Hors champ

Socrate en catimini

Je profite du fait que tout le monde s'affaire à canoter ou badigeonner son jardin d'herbicides pour passer en catimini quelques feuillets sur ce sujet foncièrement polémique qu'est le livre électronique.

Je vous l'ai déjà dit, je déteste parler du livre électronique. L'entreprise est aussi risquée que de s'allumer un gros Montecristo en faisant le plein de sans-plomb.

Pourtant, je passe mon temps à mastiquer ce caillou. Sous la douche, en marchant, en pelant les carottes. C'est la faute au zeitgeist.

À force de ruminer sur le sujet, il faut forcément purger la mémoire tampon de temps en temps.

Enfin, toujours est-il que je vous parlais en mai dernier d'une application d'astronomie que j'avais installée sur mon iPod. Je trouvais merveilleux de pouvoir décortiquer le système solaire sous tous les angles – et j'osais même dire que, dans le genre, ça battait n'importe quel livre en papier.

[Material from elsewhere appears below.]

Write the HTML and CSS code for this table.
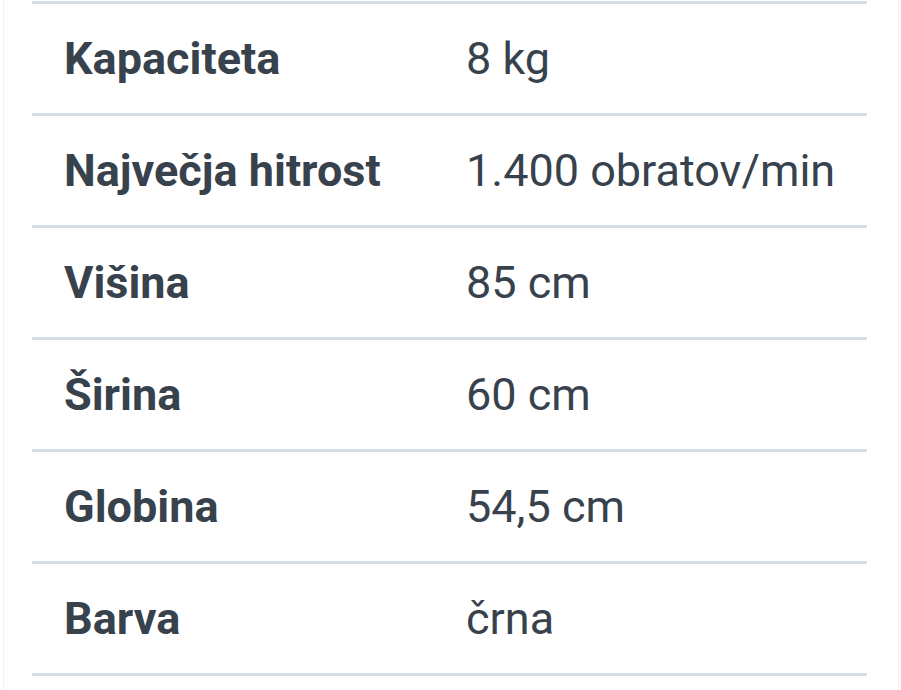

En marge de ma chronique, un certain monsieur Mali a alors rétorqué: "Il faut tout de même laisser la place à l'imagination et à la mémoire. L'iPod se substitue à elles, et nous rend esclaves, dépendants."

Sur le coup, j'ai songé que ce monsieur Mali avait bien raison, et que j'avais ni plus ni moins vendu mon âme au diable. Pourquoi m'étais-je donc procuré cette bébelle?

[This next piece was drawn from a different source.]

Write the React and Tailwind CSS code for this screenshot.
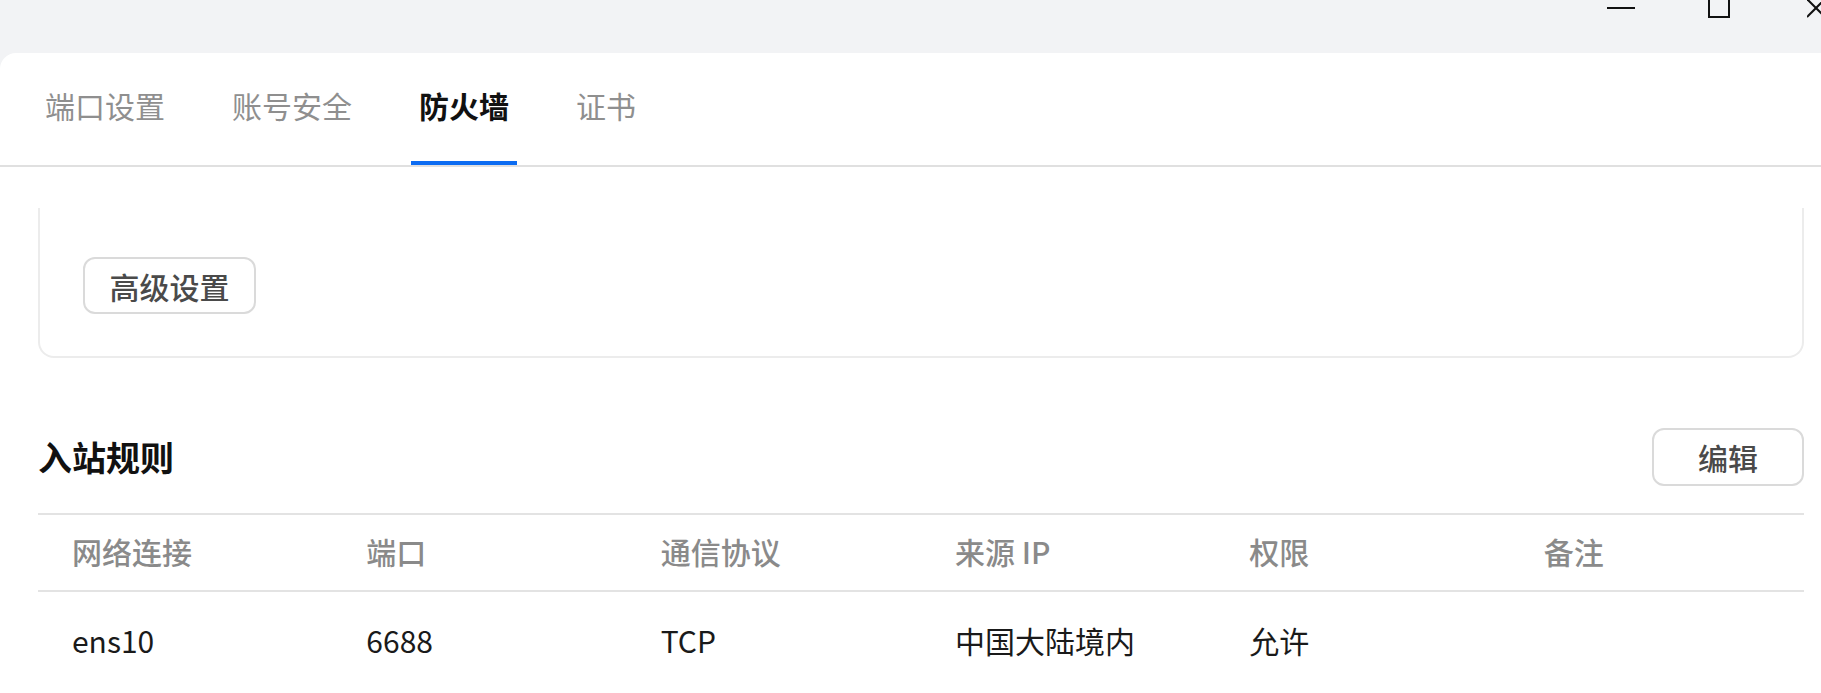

Que voulez-vous, je suis comme ça. Piètre débatteur, je pars toujours de l'hypothèse que mon vis-à-vis a raison.

Dans ce cas-ci, par contre, mon cerveau est vite revenu à l'attaque et je me suis rappelé que cette opinion sur l'iPod – et sur les technologies de l'information en général -, on l'avait déjà exprimée à propos du livre lui-même.

Et ça ne date pas d'hier.

En effet, Platon rapporte dans son Phèdre les paroles de Socrate, lequel cite le roi égyptien Thamous: "[l'écriture] ne peut produire dans les âmes que l'oubli de ce qu'elles savent en leur faisant négliger la mémoire."

Il s'agit grosso modo de la thèse de Nicholas Carr sur Google, ou de monsieur Mali sur l'iPod – mais avec un petit 2400 ans d'avance. Rudement précurseur, le Socrate.

Il faut garder à l'esprit que le livre, avant d'être un format ou une marchandise, constitue d'abord et avant tout une technologie, et que s'il a suscité la technophobie et la méfiance, ça ne l'a pas empêché de fonder notre civilisation.

La technologie est comme ça. Elle se soucie assez peu de notre opinion.

Je raconte cette histoire, n'est-ce pas, sans chercher à prendre un parti radical sur la question. Lorsqu'on en vient aux nouvelles technologies – ou pire: à la futurologie -, il est imprudent de se complaire dans des opinions trop polarisées.

Je le sais pour m'y être déjà cassé les dents.

Oui, j'éprouve une méfiance de fond à l'égard de la technophilie, de l'optimisme et de la pétulance. En revanche, je me garde d'acquiescer trop vite au discours de Socrate. Cela reviendrait non seulement à suggérer que notre culture est déficiente, mais que cette déficience remonterait à l'abandon de la culture orale.

Un peu fort de café, non?

Cette idée est d'autant plus difficile à avaler que, depuis Darwin, on comprend bien que l'évolution ne dépend pas de la prévalence du plus fort, mais de la survie du mieux adapté.

Socrate aurait sans doute trouvé matière à réflexion chez Darwin – si, du moins, il avait consenti à lire De l'origine des espèces.

Une complexité tolkienesque

Et à la suite de ma chronique sur les plantes sauvages, monsieur Perrier s'étonne: "Ça alors! Quel étonnant quartier vous habitez, vous."

En fait, monsieur Perrier, tous les quartiers sont étonnants. Le problème, c'est que nous passons le plus clair de notre temps à filtrer ce qui nous tombe sous les yeux. Il faut se contraindre à changer de perspective.

Vous savez quel est mon accessoire de promenade préféré? Une petite loupe de géologue, à grossissement 10x.

Armé de cet instrument, je peux passer une demi-heure à examiner une poignée de sable. J'y trouve de tout. Du quartz, des copeaux de mica, du jaspe, mais aussi des graines bizarres, des segments d'élytres monstrueux, des flocons d'on ne sait trop quoi.

Nous n'imaginons pas la complexité tolkienesque du moindre bout de trottoir sur lequel nous posons le pied – et rien ne vaut une loupe pour changer votre regard, parole de romancier.